If Ward’s childhood seems another world entirely, its image is summoned briefly in a charming finalé to ‘Beaver’s Short Pants’. While June’s away, Aunt Martha stops by to look after the household and decides that Beaver would look just spiffy heading off to school in an old-fashioned short-pants suit. Just before the final commercial break, Beaver’s heading off to school for more teasing about his outfit when he’s covertly called over to the garage by Ward, who’s snuck outside with Beaver’s regular clothes. Helping Beaver change, Ward pops Beaver’s old-fashioned cap for convenience on his own head, giving him the air of a childhood conspirator, a boy of the past rather than the slightly stuffy father we’re used to.

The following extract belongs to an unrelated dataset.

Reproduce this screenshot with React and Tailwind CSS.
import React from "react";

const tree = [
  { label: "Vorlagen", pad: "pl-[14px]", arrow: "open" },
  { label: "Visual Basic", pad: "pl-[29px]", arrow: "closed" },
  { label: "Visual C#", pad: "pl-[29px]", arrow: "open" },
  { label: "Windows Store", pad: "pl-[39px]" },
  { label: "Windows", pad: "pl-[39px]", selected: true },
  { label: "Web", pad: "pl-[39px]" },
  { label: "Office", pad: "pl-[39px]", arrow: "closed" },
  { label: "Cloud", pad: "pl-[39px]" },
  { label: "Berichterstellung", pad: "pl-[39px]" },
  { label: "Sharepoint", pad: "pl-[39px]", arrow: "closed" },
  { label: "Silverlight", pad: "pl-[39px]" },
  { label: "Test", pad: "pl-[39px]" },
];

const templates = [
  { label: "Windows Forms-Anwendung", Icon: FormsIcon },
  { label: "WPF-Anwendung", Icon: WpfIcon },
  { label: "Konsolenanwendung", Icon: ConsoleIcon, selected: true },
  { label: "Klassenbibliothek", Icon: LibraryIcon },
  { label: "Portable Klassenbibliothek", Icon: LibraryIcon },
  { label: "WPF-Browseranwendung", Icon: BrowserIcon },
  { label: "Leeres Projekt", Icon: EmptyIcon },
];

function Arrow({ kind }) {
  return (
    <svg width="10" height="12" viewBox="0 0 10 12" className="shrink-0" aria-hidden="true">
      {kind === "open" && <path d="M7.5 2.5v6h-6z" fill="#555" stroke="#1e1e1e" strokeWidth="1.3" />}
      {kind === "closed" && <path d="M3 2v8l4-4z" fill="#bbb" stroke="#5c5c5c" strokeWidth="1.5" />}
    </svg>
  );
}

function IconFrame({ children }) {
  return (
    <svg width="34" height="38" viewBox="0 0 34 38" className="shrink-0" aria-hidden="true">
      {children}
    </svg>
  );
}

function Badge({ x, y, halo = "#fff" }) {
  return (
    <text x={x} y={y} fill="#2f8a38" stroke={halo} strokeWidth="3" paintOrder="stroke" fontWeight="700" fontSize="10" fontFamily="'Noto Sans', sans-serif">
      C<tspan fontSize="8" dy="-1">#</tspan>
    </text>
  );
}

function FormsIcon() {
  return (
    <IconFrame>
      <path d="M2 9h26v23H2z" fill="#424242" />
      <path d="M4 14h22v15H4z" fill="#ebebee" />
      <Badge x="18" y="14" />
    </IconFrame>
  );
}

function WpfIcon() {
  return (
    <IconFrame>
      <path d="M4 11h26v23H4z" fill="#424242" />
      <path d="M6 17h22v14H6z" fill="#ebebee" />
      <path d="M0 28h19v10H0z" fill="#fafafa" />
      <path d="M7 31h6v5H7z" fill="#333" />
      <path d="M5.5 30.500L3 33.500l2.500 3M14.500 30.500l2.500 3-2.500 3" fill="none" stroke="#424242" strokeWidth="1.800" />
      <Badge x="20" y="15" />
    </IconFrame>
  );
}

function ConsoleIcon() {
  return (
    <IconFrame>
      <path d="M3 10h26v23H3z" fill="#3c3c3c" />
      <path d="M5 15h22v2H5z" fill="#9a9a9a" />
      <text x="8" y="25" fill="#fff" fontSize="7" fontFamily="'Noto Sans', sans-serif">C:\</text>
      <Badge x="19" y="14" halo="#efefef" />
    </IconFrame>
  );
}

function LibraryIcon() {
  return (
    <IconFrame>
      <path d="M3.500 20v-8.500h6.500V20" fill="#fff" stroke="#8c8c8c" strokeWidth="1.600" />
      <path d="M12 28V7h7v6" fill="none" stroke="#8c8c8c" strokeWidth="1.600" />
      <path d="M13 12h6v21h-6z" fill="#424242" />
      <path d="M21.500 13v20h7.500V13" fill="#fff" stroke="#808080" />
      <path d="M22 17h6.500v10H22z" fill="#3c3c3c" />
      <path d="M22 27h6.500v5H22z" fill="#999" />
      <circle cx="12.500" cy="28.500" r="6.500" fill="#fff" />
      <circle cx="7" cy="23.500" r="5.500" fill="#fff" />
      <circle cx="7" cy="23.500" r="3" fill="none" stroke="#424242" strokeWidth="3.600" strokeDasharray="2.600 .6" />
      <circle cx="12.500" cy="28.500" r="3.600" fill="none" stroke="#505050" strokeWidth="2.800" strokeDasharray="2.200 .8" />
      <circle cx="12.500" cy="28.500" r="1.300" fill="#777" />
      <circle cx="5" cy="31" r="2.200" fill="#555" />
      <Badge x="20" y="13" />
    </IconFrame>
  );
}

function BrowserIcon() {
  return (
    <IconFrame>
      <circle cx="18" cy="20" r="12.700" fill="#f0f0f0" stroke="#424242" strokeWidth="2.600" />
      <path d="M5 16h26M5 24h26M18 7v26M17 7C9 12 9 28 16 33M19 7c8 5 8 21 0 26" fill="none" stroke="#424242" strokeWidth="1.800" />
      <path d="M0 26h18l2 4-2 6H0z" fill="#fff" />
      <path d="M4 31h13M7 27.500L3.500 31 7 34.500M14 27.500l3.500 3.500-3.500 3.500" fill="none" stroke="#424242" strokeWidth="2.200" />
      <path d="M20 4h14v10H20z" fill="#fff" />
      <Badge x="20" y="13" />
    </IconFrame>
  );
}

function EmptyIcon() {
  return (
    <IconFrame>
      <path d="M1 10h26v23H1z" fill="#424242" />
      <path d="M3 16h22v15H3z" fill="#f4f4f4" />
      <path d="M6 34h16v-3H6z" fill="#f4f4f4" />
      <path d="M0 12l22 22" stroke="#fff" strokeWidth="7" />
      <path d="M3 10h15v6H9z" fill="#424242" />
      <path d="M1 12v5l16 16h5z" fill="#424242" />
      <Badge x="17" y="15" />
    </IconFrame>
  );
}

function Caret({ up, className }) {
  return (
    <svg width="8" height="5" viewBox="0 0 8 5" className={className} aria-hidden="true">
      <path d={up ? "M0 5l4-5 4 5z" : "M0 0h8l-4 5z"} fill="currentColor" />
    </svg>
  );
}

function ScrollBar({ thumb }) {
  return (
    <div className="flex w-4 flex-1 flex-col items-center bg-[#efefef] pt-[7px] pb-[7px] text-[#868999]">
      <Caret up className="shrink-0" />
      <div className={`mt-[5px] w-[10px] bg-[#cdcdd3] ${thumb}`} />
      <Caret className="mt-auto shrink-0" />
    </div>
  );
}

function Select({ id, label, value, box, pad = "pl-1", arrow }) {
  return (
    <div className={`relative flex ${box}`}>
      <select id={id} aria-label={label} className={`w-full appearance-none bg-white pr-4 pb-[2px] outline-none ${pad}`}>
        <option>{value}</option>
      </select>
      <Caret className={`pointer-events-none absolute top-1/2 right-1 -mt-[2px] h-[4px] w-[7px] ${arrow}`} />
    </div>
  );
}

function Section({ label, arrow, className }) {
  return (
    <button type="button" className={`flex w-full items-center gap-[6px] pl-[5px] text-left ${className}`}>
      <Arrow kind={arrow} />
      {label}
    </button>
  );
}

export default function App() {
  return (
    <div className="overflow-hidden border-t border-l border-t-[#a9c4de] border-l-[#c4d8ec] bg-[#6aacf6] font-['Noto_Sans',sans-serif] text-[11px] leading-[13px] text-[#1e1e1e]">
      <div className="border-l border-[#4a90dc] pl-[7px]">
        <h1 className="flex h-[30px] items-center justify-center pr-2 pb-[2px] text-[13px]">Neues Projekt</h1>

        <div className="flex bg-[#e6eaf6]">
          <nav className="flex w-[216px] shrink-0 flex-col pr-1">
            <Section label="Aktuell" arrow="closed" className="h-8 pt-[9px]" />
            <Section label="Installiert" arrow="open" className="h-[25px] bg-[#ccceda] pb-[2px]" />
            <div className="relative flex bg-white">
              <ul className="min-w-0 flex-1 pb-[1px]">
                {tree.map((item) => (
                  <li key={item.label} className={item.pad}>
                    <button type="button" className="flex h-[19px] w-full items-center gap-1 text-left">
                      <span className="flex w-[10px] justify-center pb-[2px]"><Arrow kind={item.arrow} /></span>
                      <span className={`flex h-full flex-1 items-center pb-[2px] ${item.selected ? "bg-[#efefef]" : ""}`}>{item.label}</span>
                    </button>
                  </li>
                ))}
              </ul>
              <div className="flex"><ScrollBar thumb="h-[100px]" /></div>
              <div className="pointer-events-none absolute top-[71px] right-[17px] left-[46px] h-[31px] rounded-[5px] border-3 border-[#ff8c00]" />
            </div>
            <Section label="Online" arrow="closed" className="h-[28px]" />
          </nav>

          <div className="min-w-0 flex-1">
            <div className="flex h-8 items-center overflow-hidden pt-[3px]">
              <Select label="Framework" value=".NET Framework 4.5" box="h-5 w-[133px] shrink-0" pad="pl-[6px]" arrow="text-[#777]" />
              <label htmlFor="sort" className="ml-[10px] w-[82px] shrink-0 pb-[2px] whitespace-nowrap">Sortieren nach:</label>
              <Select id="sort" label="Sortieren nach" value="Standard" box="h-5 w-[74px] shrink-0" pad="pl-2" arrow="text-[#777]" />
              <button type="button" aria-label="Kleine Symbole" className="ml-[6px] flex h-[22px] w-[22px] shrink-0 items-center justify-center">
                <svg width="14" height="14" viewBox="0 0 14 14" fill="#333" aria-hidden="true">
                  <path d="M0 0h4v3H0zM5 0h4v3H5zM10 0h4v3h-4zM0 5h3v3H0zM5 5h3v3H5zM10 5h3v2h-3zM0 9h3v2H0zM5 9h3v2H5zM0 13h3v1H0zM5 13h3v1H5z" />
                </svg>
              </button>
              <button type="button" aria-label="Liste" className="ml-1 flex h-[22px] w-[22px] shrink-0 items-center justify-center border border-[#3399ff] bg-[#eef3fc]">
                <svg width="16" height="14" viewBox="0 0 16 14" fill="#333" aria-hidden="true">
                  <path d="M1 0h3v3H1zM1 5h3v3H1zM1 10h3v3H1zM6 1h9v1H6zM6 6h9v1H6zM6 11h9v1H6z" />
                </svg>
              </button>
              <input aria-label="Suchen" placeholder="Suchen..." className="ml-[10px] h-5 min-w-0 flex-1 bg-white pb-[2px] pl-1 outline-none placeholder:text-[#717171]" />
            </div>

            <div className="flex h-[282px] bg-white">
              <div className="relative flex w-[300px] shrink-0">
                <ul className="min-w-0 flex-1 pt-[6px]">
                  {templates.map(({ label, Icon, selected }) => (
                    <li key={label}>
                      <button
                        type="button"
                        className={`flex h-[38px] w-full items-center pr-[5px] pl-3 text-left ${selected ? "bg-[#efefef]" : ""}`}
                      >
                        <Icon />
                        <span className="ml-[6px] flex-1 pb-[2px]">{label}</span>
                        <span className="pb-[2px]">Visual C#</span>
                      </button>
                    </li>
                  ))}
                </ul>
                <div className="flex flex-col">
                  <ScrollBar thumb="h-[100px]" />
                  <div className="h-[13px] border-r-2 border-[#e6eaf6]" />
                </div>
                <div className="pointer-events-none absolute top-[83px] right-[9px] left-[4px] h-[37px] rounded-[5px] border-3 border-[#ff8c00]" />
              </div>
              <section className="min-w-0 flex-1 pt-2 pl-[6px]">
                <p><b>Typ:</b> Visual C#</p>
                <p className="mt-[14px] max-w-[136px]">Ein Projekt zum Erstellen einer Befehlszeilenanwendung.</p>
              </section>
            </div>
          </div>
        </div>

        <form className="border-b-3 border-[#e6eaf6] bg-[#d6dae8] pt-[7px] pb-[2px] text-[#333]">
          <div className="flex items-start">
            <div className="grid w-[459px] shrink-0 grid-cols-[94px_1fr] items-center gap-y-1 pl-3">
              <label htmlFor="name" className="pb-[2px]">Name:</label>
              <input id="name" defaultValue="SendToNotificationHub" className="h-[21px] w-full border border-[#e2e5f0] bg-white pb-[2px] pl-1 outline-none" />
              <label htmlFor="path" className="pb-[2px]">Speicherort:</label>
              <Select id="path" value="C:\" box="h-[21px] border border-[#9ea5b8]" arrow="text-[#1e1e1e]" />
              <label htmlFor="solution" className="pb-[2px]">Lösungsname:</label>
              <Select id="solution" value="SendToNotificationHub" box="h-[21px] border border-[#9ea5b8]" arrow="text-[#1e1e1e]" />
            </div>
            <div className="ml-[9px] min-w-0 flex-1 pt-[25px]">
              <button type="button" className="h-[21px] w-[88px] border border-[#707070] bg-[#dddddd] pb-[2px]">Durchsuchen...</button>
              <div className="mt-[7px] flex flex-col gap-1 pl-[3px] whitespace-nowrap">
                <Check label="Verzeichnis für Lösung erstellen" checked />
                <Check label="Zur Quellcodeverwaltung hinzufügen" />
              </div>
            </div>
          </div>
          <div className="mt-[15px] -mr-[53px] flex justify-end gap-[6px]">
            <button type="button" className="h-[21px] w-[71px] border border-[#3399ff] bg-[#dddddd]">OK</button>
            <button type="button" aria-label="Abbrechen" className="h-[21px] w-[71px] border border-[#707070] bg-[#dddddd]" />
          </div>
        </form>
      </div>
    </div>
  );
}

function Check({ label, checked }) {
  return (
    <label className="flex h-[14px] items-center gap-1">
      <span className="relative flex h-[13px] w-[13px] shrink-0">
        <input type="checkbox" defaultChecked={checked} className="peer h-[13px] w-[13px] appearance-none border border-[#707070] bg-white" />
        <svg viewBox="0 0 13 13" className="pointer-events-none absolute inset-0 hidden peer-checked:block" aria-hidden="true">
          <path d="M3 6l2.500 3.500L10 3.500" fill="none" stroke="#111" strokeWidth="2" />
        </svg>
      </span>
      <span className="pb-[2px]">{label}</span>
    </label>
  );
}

Beaver notes, a little surprised, that he’s ‘almost like one of the fellas’, something that seems to please Ward immensely.
Sharing this odd moment together, the cap still suggesting the boy Ward once was, Beaver cements their camaraderie with an appropriate show of ’50s-era father-son affection: he extends his hand for a handshake.It’s a slightly sad moment that seems to mark out clearly the gap that prevents the two ever truly bonding as comrades, the memory of a young boy that still lurks inside Ward, and the confines and changing nature of father-son affection. I know more than a few men of the Leave It To Beaver generation who still remember the pain of the moment when freely expressed physical affection with their father was replaced, often by formal announcement, with a handshake.
In this light, it’s an authentically warm moment when Beaver then pulls Ward closer and kisses him on the cheek before leaving for school, and rare emotion crosses Ward’s face as he seems to realise that they’ve briefly shared a moment outside of their normal roles. Ward grabs his generic briefcase and generic umbrella and heads of to his unspecified generic job, the old-fashioned cap of his childhood still resting for a moment on his head.